[PROBLEM TO SOLVE]
Under this line sits a listing. Repeat exactly and only its lines from the one holding "Write a component" through the one holding "let adaptive = $state(true);"; skip pictures.

▼▼▼

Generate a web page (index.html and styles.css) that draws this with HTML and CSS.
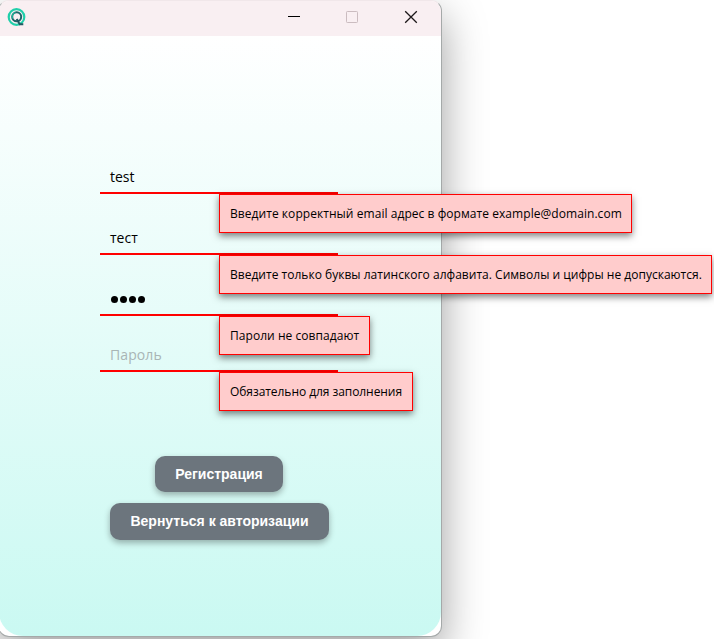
FILE: index.html
```html
<!DOCTYPE html>
<html lang="ru">
<head>
<meta charset="utf-8">
<title>Регистрация</title>
<link rel="stylesheet" href="styles.css">
</head>
<body>
<main class="window">
  <header class="titlebar">
    <svg class="logo" width="20" height="20" viewBox="0 0 20 20" fill="none">
      <circle cx="9.5" cy="9" r="7.8" stroke="#20cfaa" stroke-width="2.2"/>
      <circle cx="9.7" cy="8.8" r="4.5" stroke="#1f6469" stroke-width="2"/>
      <path d="M5.5 10.5a4.6 4.6 0 0 1 3-6" stroke="#1db99c" stroke-width="1.2"/>
      <path d="M9.7 11l3 5.2h3.6" stroke="#1f5a62" stroke-width="1.9"/>
    </svg>
    <div class="controls">
      <svg width="14" height="14" viewBox="0 0 14 14"><path d="M1 6.5h12" stroke="#000"/></svg>
      <svg width="14" height="14" viewBox="0 0 14 14"><rect x="1.5" y="1.5" width="11" height="11" rx=".8" fill="none" stroke="#cbbcc0"/></svg>
      <svg width="14" height="14" viewBox="0 0 14 14"><path d="M1.2 1.2l11.6 11.6M12.8 1.2L1.2 12.8" stroke="#1c1719" stroke-width="1.3"/></svg>
    </div>
  </header>
  <form class="content">
    <div class="field"><span class="value">test</span><div class="tip tip-email">Введите корректный email адрес в формате example@domain.com</div></div>
    <div class="field"><span class="value">тест</span><div class="tip tip-name">Введите только буквы латинского алфавита. Символы и цифры не допускаются.</div></div>
    <div class="field"><span class="dots"><i></i><i></i><i></i><i></i></span><div class="tip tip-match">Пароли не совпадают</div></div>
    <div class="field short"><span class="value placeholder">Пароль</span><div class="tip tip-required">Обязательно для заполнения</div></div>
    <div class="actions">
      <button type="button" class="register">Регистрация</button>
      <button type="button" class="back">Вернуться к авторизации</button>
    </div>
  </form>
</main>
</body>
</html>
```

FILE: styles.css
```css
* { box-sizing: border-box; }
body { margin: 0; height: 639px; overflow: hidden; background: #fff; font-family: "Open Sans", "Noto Sans", sans-serif; }
.window { width: 444px; height: 637px; margin-left: -2px; border: 1px solid #a5a9a9; border-top-color: #f1e7ea; border-radius: 11px; background: #fff; box-shadow: 0 16px 44px rgba(0,0,0,.38); }
.titlebar { height: 35px; padding: 0 23px 0 8px; border-radius: 10px 10px 0 0; background: #f9eff2; display: flex; align-items: center; justify-content: space-between; }
.logo { display: block; margin-top: -2px; }
.controls { display: flex; gap: 44px; }
.controls svg { display: block; margin: -3px 0 0; }
.controls svg:nth-child(-n+2) { position: relative; left: -1px; }
.content { margin: 0; height: 600px; padding: 123px 0 0 101px; border-radius: 0 0 24px 24px; background: linear-gradient(#fff, #caf9f2); }
.field { position: relative; width: 238px; height: 35px; margin-bottom: 26px; padding-left: 10px; border-bottom: 2px solid #f00; }
.field.short { margin-top: -5px; margin-bottom: 0; }
.value { display: block; font-size: 14px; line-height: 36px; color: #000; }
.placeholder { color: #a9b5b5; letter-spacing: .1px; }
.dots { display: flex; gap: 2.2px; padding: 15px 0 0 .8px; }
.dots i { width: 7px; height: 7px; border-radius: 50%; background: #000; }
.tip { position: absolute; z-index: 2; left: 119px; top: 35px; height: 39px; padding: 0 10px; border: 1px solid #f00; background: #fcc; color: #000; font-size: 12px; line-height: 37px; white-space: nowrap; box-shadow: 0 3px 7px rgba(0,0,0,.5); }
.tip-email { width: 413px; letter-spacing: .055px; }
.tip-name { width: 493px; letter-spacing: .018px; }
.tip-match { width: 151px; letter-spacing: .05px; }
.tip-required { width: 194px; letter-spacing: -.06px; }
.actions { width: 219px; margin: 84px 0 0 10px; display: flex; flex-direction: column; align-items: center; gap: 11px; }
button { height: 36px; padding: 0; border: 0; border-radius: 10px; background: #6c757d; color: #fff; font: bold 14px "Liberation Sans", sans-serif; white-space: nowrap; box-shadow: 0 3px 6px rgba(0,0,0,.3); }
.register { width: 128px; margin-right: 1px; }
.back { width: 219px; height: 37px; padding-bottom: 2px; }
```
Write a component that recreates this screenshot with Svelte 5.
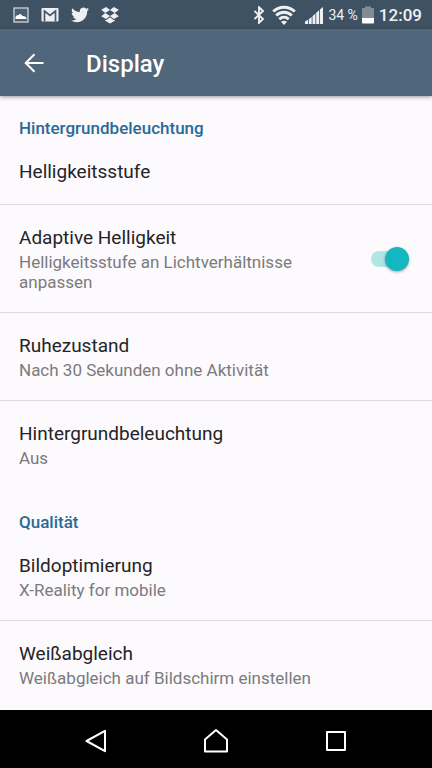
<script>
  let adaptive = $state(true);

  const sections = [
    {
      title: "Hintergrundbeleuchtung",
      items: [
        { label: "Helligkeitsstufe" },
        {
          label: "Adaptive Helligkeit",
          summary: "Helligkeitsstufe an Lichtverhältnisse anpassen",
          toggle: true,
        },
        { label: "Ruhezustand", summary: "Nach 30 Sekunden ohne Aktivität" },
        { label: "Hintergrundbeleuchtung", summary: "Aus" },
      ],
    },
    {
      title: "Qualität",
      items: [
        { label: "Bildoptimierung", summary: "X-Reality for mobile" },
        {
          label: "Weißabgleich",
          summary: "Weißabgleich auf Bildschirm einstellen",
        },
      ],
    },
  ];
</script>

{#snippet text(item)}
  <span class="text">
    <span class="label">{item.label}</span>
    {#if item.summary}
      <span class="summary">{item.summary}</span>
    {/if}
  </span>
{/snippet}

<div class="screen">
  <div class="status">
    <div class="notifications">
      <svg width="16" height="16" viewBox="0 0 16 16">
        <rect x="1" y="1" width="14" height="14" fill="#4d6071" stroke="#c3ccd4" stroke-width="1.4" />
        <path d="M2.500 12V9.800Q4 7.500 5.500 8.200q1-1.800 2.500-.8 1.200.8 1.500 1.800 2-.8 4 1.500V12z" fill="#fff" />
      </svg>
      <svg width="18" height="16" viewBox="0 0 18 16">
        <rect x="0.500" y="1" width="17" height="13.500" rx="1.200" fill="#eef1f4" />
        <path d="M3.500 14.500V4L9 8.500 14.500 4v10.500" fill="none" stroke="#43566a" stroke-width="1.700" />
      </svg>
      <svg width="18" height="16" viewBox="0 0 24 20">
        <path
          d="M23.950 2.370a10 10 0 0 1-2.820.770 4.960 4.960 0 0 0 2.160-2.720c-.950.550-2 .950-3.130 1.180a4.920 4.920 0 0 0-8.380 4.480C7.690 5.900 4.070 3.930 1.640.960a4.820 4.820 0 0 0-.670 2.480c0 1.710.870 3.210 2.190 4.100a4.900 4.900 0 0 1-2.230-.620v.060a4.920 4.920 0 0 0 3.950 4.830 5 5 0 0 1-2.210.080 4.940 4.940 0 0 0 4.600 3.420A9.870 9.870 0 0 1 0 17.340 13.990 13.990 0 0 0 7.550 19.550c9.050 0 14-7.500 14-13.980l-.020-.640a9.940 9.940 0 0 0 2.420-2.560z"
          fill="#eef1f4"
        />
      </svg>
      <svg width="18" height="18" viewBox="0 0 18 18">
        <path
          d="M5.200 1 9 4 4.300 7 0.200 3.800zM12.800 1 17.800 3.800 13.700 7 9 4zM4.300 7 9 10 5.200 13 0.200 10.200zM13.700 7 17.800 10.200 12.800 13 9 10zM4.200 13.500 5.200 14.200 9 11.200l3.800 3 1-.7v1.200L9 17.600l-4.800-2.900z"
          fill="#eef1f4"
        />
      </svg>
    </div>
    <div class="system">
      <svg width="12" height="18" viewBox="0 0 12 18">
        <path d="M1.500 5 10 13l-4 3.800V1.200L10 5l-8.500 8" fill="none" stroke="#eef1f4" stroke-width="1.900" />
      </svg>
      <svg class="wifi" width="24" height="20" viewBox="0 0 24 20">
        <g fill="none" stroke="#eef1f4" stroke-width="2.900">
          <path d="M1.200 6.500C7.200 0.800 16.800 0.800 22.800 6.500" />
          <path d="M4.200 10.500c4.500-4.300 11.100-4.300 15.600 0" />
          <path d="M7.300 14.200c2.800-2.600 6.600-2.600 9.400 0" />
        </g>
        <path d="M12 20 9 16.700c1.700-1.300 4.300-1.300 6 0z" fill="#eef1f4" />
      </svg>
      <svg class="signal" width="18" height="18" viewBox="0 0 18 18">
        <path
          d="M0 15.500 3 13.700V18H0zM3.800 13.200 6.700 11v7H3.800zM7.500 10.200 10.400 7.500V18H7.500zM11.200 6.800 14.100 4.200V18h-2.900zM14.900 3.500 18 1v17h-3.100z"
          fill="#eef1f4"
        />
      </svg>
      <span class="percent">34 %</span>
      <svg class="battery" width="12" height="18" viewBox="0 0 12 18">
        <path d="M3 0.500h6V2h2q1 0 1 1v9H0V3q0-1 1-1h2z" fill="#7f8d9b" />
        <path d="M0 12h12v4.500q0 1-1 1H1q-1 0-1-1z" fill="#fff" />
      </svg>
      <span class="clock">12:09</span>
    </div>
  </div>

  <header>
    <button class="back" aria-label="Zurück">
      <svg width="20" height="20" viewBox="0 0 20 20">
        <path d="M19.500 10H2M10.500 1.200 1.700 10l8.800 8.800" fill="none" stroke="#fff" stroke-width="2" />
      </svg>
    </button>
    <h1>Display</h1>
  </header>

  <main>
    {#each sections as section}
      <section>
        <h2>{section.title}</h2>
        <ul>
          {#each section.items as item}
            <li>
              {#if item.toggle}
                <label class="row">
                  {@render text(item)}
                  <input type="checkbox" role="switch" bind:checked={adaptive} />
                </label>
              {:else}
                <button class="row">{@render text(item)}</button>
              {/if}
            </li>
          {/each}
        </ul>
      </section>
    {/each}
  </main>

  <nav>
    <button aria-label="Zurück">
      <svg width="24" height="24" viewBox="0 0 24 24">
        <path d="M2.500 12 21 1.800v20.400z" fill="none" stroke="#fff" stroke-width="2" stroke-linejoin="round" />
      </svg>
    </button>
    <button aria-label="Startseite">
      <svg width="24" height="24" viewBox="0 0 24 24">
        <path d="M1 22.500V10.500L12 1l11 9.500v12z" fill="none" stroke="#fff" stroke-width="2" stroke-linejoin="round" />
      </svg>
    </button>
    <button aria-label="Übersicht">
      <svg width="24" height="24" viewBox="0 0 24 24">
        <rect x="3" y="3" width="18" height="18" fill="none" stroke="#fff" stroke-width="2" stroke-linejoin="round" />
      </svg>
    </button>
  </nav>
</div>

<style>
  :global(body) {
    background: #fcfafd;
  }

  .screen {
    display: flex;
    flex-direction: column;
    min-height: 100vh;
    font-family: Roboto, "Liberation Sans", sans-serif;
    color: #242426;
  }

  svg {
    display: block;
    flex: none;
  }

  button {
    border: 0;
    background: none;
    padding: 0;
    font: inherit;
    color: inherit;
    cursor: pointer;
  }

  .status {
    display: flex;
    justify-content: space-between;
    align-items: center;
    height: 29px;
    padding: 0 10px 0 13px;
    background: #3f5263;
    color: #eef1f4;
  }

  .notifications {
    display: flex;
    align-items: center;
    gap: 12px;
  }

  .system {
    display: flex;
    align-items: center;
  }

  .wifi {
    margin-left: 7px;
  }

  .signal {
    margin: 0 5px 0 9px;
  }

  .percent {
    font-size: 14px;
  }

  .battery {
    margin: 0 5px 0 4px;
  }

  .clock {
    font-size: 17px;
    font-weight: 500;
  }

  header {
    position: relative;
    display: flex;
    align-items: center;
    height: 67px;
    padding: 0 20px;
    background: #50667b;
    color: #fff;
    box-shadow: 0 1px 4px rgba(0, 0, 0, 0.4);
  }

  .back {
    padding: 4px;
  }

  h1 {
    margin: 0 0 0 38px;
    padding-top: 2px;
    font-size: 24px;
    font-weight: 500;
  }

  main {
    flex: 1;
  }

  section + section {
    margin-top: 2px;
  }

  h2 {
    margin: 0;
    padding: 22px 19px 1px;
    font-size: 17px;
    line-height: 20px;
    font-weight: 500;
    color: #2a6a96;
  }

  ul {
    list-style: none;
    margin: 0;
    padding: 0;
  }

  li + li {
    border-top: 1px solid #dcdadd;
  }

  .row {
    display: flex;
    align-items: center;
    justify-content: space-between;
    box-sizing: border-box;
    width: 100%;
    padding: 21px 23px 20px 19px;
    text-align: left;
    cursor: pointer;
  }

  .text {
    display: flex;
    flex-direction: column;
    gap: 2px;
  }

  .label {
    font-size: 19px;
    line-height: 24px;
  }

  .summary {
    font-size: 17px;
    line-height: 20px;
    color: #7b7a7d;
  }

  input {
    position: relative;
    flex: none;
    appearance: none;
    width: 38px;
    height: 16px;
    margin: 0 0 0 60px;
    border-radius: 8px;
    background: #c6c6c9;
    cursor: pointer;
  }

  input::before {
    content: "";
    position: absolute;
    top: -4px;
    left: 0;
    width: 24px;
    height: 24px;
    border-radius: 50%;
    background: #f4f4f5;
    box-shadow: 0 1px 3px rgba(0, 0, 0, 0.35);
    transition: left 0.15s;
  }

  input:checked {
    background: #b0e7e6;
  }

  input:checked::before {
    left: 14px;
    background: #13b7bf;
  }

  nav {
    display: flex;
    justify-content: space-around;
    align-items: center;
    box-sizing: border-box;
    height: 58px;
    padding: 4px 36px 0;
    background: #000;
  }

  nav button {
    padding: 8px;
  }
</style>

▲▲▲

[WRITTEN RESPONSE]
Write a component that recreates this screenshot with Svelte 5.
<script>
  let adaptive = $state(true);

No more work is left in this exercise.